After ten years of research, the technology has matured that allows the streaming of many terabytes at the speed of light within the computer and between its components - and is moving into commercial production

An IBM chip that applied nano-photonics on top of silicon. Photo PR - IBM
An IBM chip that applied nano-photonics on top of silicon. Photo PR - IBM

IBM presents a significant advance in the use of light instead of electrical signals to transfer data and information within computers of future generations. The technology, which was named "silicon-based nanophotonics", makes it possible to combine a variety of optical components alongside electrical circuits, on a single silicon chip. For the first time in the history of the industry, IBM was able to produce such integrated chips in standard semiconductor technology, of less than 100 nanometers.

Silicon-based nanophotonics uses pulses of light for communication, and provides a "highway" for transferring large amounts of data at extremely high rates, between various chips integrated into servers, data processing centers and supercomputers. The application of the technology breaks through the limitations that were known until now, in heavy data traffic using traditional communication connectors that carry an expensive price tag.

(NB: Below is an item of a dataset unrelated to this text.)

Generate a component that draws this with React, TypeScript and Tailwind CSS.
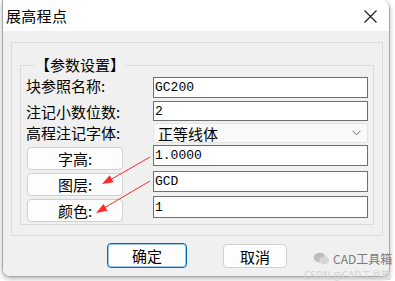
import React from "react";

const cjk = { fontFamily: '"Noto Sans CJK SC", "Noto Sans", sans-serif' };
const mono = { fontFamily: '"Liberation Mono", "DejaVu Sans Mono", monospace' };

function TextBox({ value, h = "h-[21px]" }: { value: string; h?: string }) {
  return (
    <div
      className={`w-[215px] ${h} bg-white border border-[#707070] flex items-center pl-[1px] text-[13px] text-black leading-none`}
      style={mono}
    >
      {value}
    </div>
  );
}

function SideButton({ label }: { label: string }) {
  return (
    <div className="ml-[1px] w-[96px] h-[23px] mt-[2px] bg-[#fdfdfd] border border-[#d0d0d0] rounded-[4px] flex items-center justify-center text-[15px] leading-none text-black">
      {label}
    </div>
  );
}

export default function App() {
  return (
    <div className="relative w-[395px] h-[281px] bg-white overflow-hidden" style={cjk}>
      <div className="ml-[2px] w-[388px] h-[277px] border border-t-0 border-[#a8a8a8] rounded-tr-[8px] rounded-b-[8px] overflow-hidden flex flex-col shadow-[0_2px_5px_rgba(0,0,0,0.28)]">
        {/* title bar */}
        <div className="h-[31px] bg-white flex items-center justify-between pl-[3px] pr-[12px]">
          <span className="text-[15px] leading-none text-black tracking-[0.3px]">展高程点</span>
          <svg width="13" height="13" viewBox="0 0 13 13" className="mt-[1px]">
            <path d="M0.5 0.5 L12.5 12.5 M12.5 0.5 L0.5 12.5" stroke="#1a1a1a" strokeWidth="1.1" fill="none" />
          </svg>
        </div>
        {/* body */}
        <div className="flex-1 bg-[#f0f0f0] pl-[8px] pt-[11px]">
          <div className="w-[372px] h-[194px] border border-[#dadada] pl-[8px] pt-[12px]">
            <fieldset className="w-[354px] h-[170px] border border-[#dadada] pl-[5px]">
              <legend className="ml-[9px] text-[15px] leading-[20px] text-black">【参数设置】</legend>
              <div className="flex flex-col">
                <div className="flex items-start mt-[2px] h-[21px]">
                  <div className="w-[127px] text-[15px] leading-[18px] text-black">块参照名称:</div>
                  <TextBox value="GC200" />
                </div>
                <div className="flex items-center mt-[3px] h-[20px]">
                  <div className="w-[127px] text-[15px] leading-[18px] text-black mt-[2px]">注记小数位数:</div>
                  <TextBox value="2" h="h-[20px]" />
                </div>
                <div className="flex items-center mt-[2px] h-[20px]">
                  <div className="w-[127px] text-[15px] leading-[18px] text-black">高程注记字体:</div>
                  <div className="w-[215px] h-[20px] bg-[#f9f9f9] border border-[#e3e3e3] rounded-[3px] flex items-center justify-between pl-[4px] pr-[6px]">
                    <span className="text-[15px] leading-none text-black">正等线体</span>
                    <svg width="9" height="6" viewBox="0 0 9 6">
                      <path d="M0.5 0.8 L4.5 4.8 L8.5 0.8" stroke="#6a6a6a" strokeWidth="1" fill="none" />
                    </svg>
                  </div>
                </div>
                <div className="flex items-start mt-[2px] h-[26px]">
                  <div className="w-[127px]">
                    <SideButton label="字高:" />
                  </div>
                  <TextBox value="1.0000" />
                </div>
                <div className="flex items-start h-[26px]">
                  <div className="w-[127px]">
                    <SideButton label="图层:" />
                  </div>
                  <TextBox value="GCD" />
                </div>
                <div className="flex items-start h-[26px]">
                  <div className="w-[127px]">
                    <SideButton label="颜色:" />
                  </div>
                  <div className="-mt-[1px]">
                    <TextBox value="1" h="h-[22px]" />
                  </div>
                </div>
              </div>
            </fieldset>
          </div>
          <div className="flex items-center mt-[7px] pl-[96px]">
            <div className="w-[80px] h-[25px] bg-[#fdfdfd] border border-[#0067c0] rounded-[4px] shadow-[inset_0_0_0_1px_rgba(0,103,192,0.35)] flex items-center justify-center text-[15px] leading-none text-black">
              确定
            </div>
            <div className="ml-[36px] w-[64px] h-[24px] mt-[1px] bg-[#fdfdfd] border border-[#d0d0d0] rounded-[4px] flex items-center justify-center text-[15px] leading-none text-black">
              取消
            </div>
          </div>
        </div>
      </div>

      {/* red arrows */}
      <svg className="absolute left-0 top-0 pointer-events-none" width="395" height="281" viewBox="0 0 395 281">
        <line x1="150" y1="157" x2="110" y2="180" stroke="#ff2a2a" strokeWidth="1" />
        <polygon points="102,184 113.5,182.2 109.7,175.2" fill="#ff2a2a" />
        <line x1="150" y1="181" x2="104" y2="208" stroke="#ff2a2a" strokeWidth="1" />
        <polygon points="96,213 107.5,210.8 103.5,204" fill="#ff2a2a" />
      </svg>

      {/* watermark */}
      <div className="absolute left-[313px] top-[252px] flex items-center gap-[3px] pointer-events-none">
        <svg width="17" height="13" viewBox="0 0 18 14">
          <ellipse cx="7" cy="6" rx="6.5" ry="5.2" fill="#bdbdbd" />
          <ellipse cx="12" cy="9" rx="5.2" ry="4.2" fill="#d6d6d6" />
        </svg>
        <span className="text-[12px] leading-[12px] text-[#7a7a7a]">CAD工具箱</span>
      </div>
      <div className="absolute left-[304px] top-[270px] text-[10px] leading-[10px] text-[#d2d2d2] pointer-events-none">
        CSDN @CAD工具箱
      </div>
    </div>
  );
}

According to Dr. John Kelly, senior vice president and manager of IBM's research system, "the technological breakthrough is the result of more than a decade of pioneering research carried out at IBM. This new knowledge allows us to transfer the silicon-based nanophotonics technology from the laboratories to the real production world, where it is expected to affect a wide variety of applications and fields."

The amount of data generated in organizations and transmitted over their communication networks continues to grow rapidly, with the emergence of new applications and services. Silicon-based nanophotonics, which is making its way into the world of applied and commercial development, may allow the industry to keep up with the growing demand for performance in silicon chips, and computing power in general.

Businesses are now entering a new era that requires systems that can process and analyze, in real time, large amounts of data, which have been dubbed Big Data. Silicon-based nanophotonics provides an answer to the challenges of Big Data, through transparent communication between different parts of large systems - whether they are only a few centimeters apart, or whether they are separated by kilometers. Using such integrated chips, it will be possible to move and transmit many terabytes of data in efficient and fast optical communication.

After proving the first ability of the new technology, which was carried out in 2010, IBM managed to solve a series of challenges on the way to transfer silicon-based nanophotonics from the laboratory to the serial production plants. The addition of several modules to the production line at 90 nanometers (0.9 microns) in CMOS technology, now makes it possible to produce a variety of nanophotonic components in standard silicon.

Among other things, IBM's technology makes it possible to produce wavelength division multiplexers (WDM), modulators, and light detectors, and to integrate them side by side together with electrical circuits, on CMOS chips. As a result, it is possible to produce an optical transceiver (transceiver) on a single silicon chip, in normal production plants - while significantly cutting costs compared to the traditional production processes of optical communication components.

Silicon-based nanophotonics technology features components capable of handling data traffic at rates of 25 gigabits per channel. In addition, the technology allows several optical data channels to be fed into a single fiber through wavelength multiplexing, which is carried out on the same communication chip. The ability to multiplex large streams of data at a high rate will make it possible to continue to increase optical communication capabilities, and to stream terabytes of data between remote parts of computer systems.

IBM's new development will be presented this week at the IEDM conference, which is being held in San Francisco.